Fantasy Book was a semi-professional [note 1] American science fiction magazine that published eight issues between 1947 and 1951. The editor was William Crawford, and the publisher was Crawford's Fantasy Publishing Company, Inc. Crawford had problems distributing the magazine, and his budget limited the quality of the paper he could afford and the artwork he was able to buy, but he attracted submissions from some well-known writers, including Isaac Asimov, Frederik Pohl, A. E. van Vogt, Robert Bloch, and L. Ron Hubbard.
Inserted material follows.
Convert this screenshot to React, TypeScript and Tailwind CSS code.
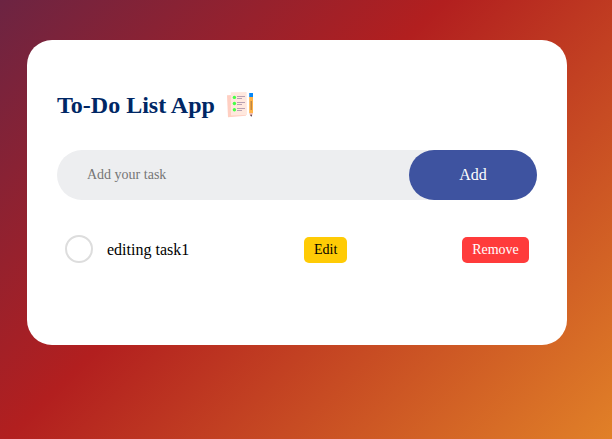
import React from "react";

function NotesIcon() {
  return (
    <svg className="ml-[11px] h-[30px] w-[30px] shrink-0" viewBox="0 0 30 30" aria-hidden="true">
      <path d="M1 5.2 17 4.5 20 25.8 2 27.2Z" fill="#ffcfc2" />
      <path d="M4.8 2.2 20.6 2 21 25 5 25.6Z" fill="#ffe8de" />
      <g fill="#46ff46">
        <circle cx="8.4" cy="7.4" r="1.7" />
        <circle cx="8.4" cy="13.5" r="1.7" />
        <circle cx="8.4" cy="19.8" r="1.7" />
      </g>
      <g stroke="#b7a0b2" strokeWidth="1">
        <path d="M11 6.5h8M11 8.5h5M11 12.5h8M11 14.5h5M11 18.5h8M11 20.5h5" />
      </g>
      <path d="M23.2 3h3.8v4h-3.8Z" fill="#0787f7" />
      <path d="M23.2 7h3.8v16h-3.8Z" fill="#ffb347" />
      <path d="M25.2 11v9" stroke="#986b43" strokeWidth="0.9" />
      <path d="M23.2 23h3.8l-1 3h-1.8Z" fill="#f4bfb6" />
      <path d="M24.3 24.7h1.7l-.8 2.2Z" fill="#392937" />
    </svg>
  );
}

export default function App() {
  return (
    <main className="min-h-screen bg-[linear-gradient(135deg,#1a2a6c_-370px,#b21f1f_315px,#fdbb2d_1001px)] pl-[27px] pt-10 font-['Liberation_Serif','Times_New_Roman',serif] text-black">
      <section className="h-[305px] w-[540px] rounded-[25px] bg-white px-[30px] pt-[50px]">
        <h2 className="flex h-[30px] items-center text-[24px] font-bold text-[#002765]">
          To-Do List App
          <NotesIcon />
        </h2>
        <div className="mt-[30px] flex h-[50px] items-center rounded-[30px] bg-[#edeef0] pl-[30px]">
          <input
            type="text"
            placeholder="Add your task"
            className="min-w-0 flex-1 bg-transparent pb-[2px] text-[14px] outline-none placeholder:text-[#757575]"
          />
          <button className="h-[50px] w-32 rounded-[40px] bg-[#3e53a0] text-base text-white">Add</button>
        </div>
        <ul className="mt-[30px]">
          <li className="flex h-10 items-center justify-between px-2">
            <label className="flex items-center gap-[14px] text-[16px]">
              <span className="mb-[2px] h-7 w-7 rounded-full border-2 border-[#dddddd]" />
              editing task1
            </label>
            <button className="h-[26px] w-[43px] rounded-[5px] bg-[#ffcb05] pb-[2px] text-[14px]">Edit</button>
            <button className="h-[26px] w-[67px] rounded-[5px] bg-[#ff3b3b] pb-[2px] text-[14px] text-white">Remove</button>
          </li>
        </ul>
      </section>
    </main>
  );
}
The best-known story to appear in the magazine was Cordwainer Smith's first sale, "Scanners Live in Vain", which was later included in the first Science Fiction Hall of Fame anthology, and is now regarded as one of Smith's finest works. Jack Gaughan, later an award-winning science fiction artist, made his first professional sale to Fantasy Book, for the cover illustrating Smith's story.

Contents

Publication history

JanFebMarAprMayJunJulAugSepOctNovDec
19471/1
19481/21/31/4
19491/5
19501/62/1
19512/2
Issues of Fantasy Book, showing volume and issue number. The magazine lists a year of

issue; the months of issue are taken from later bibliographies. [2]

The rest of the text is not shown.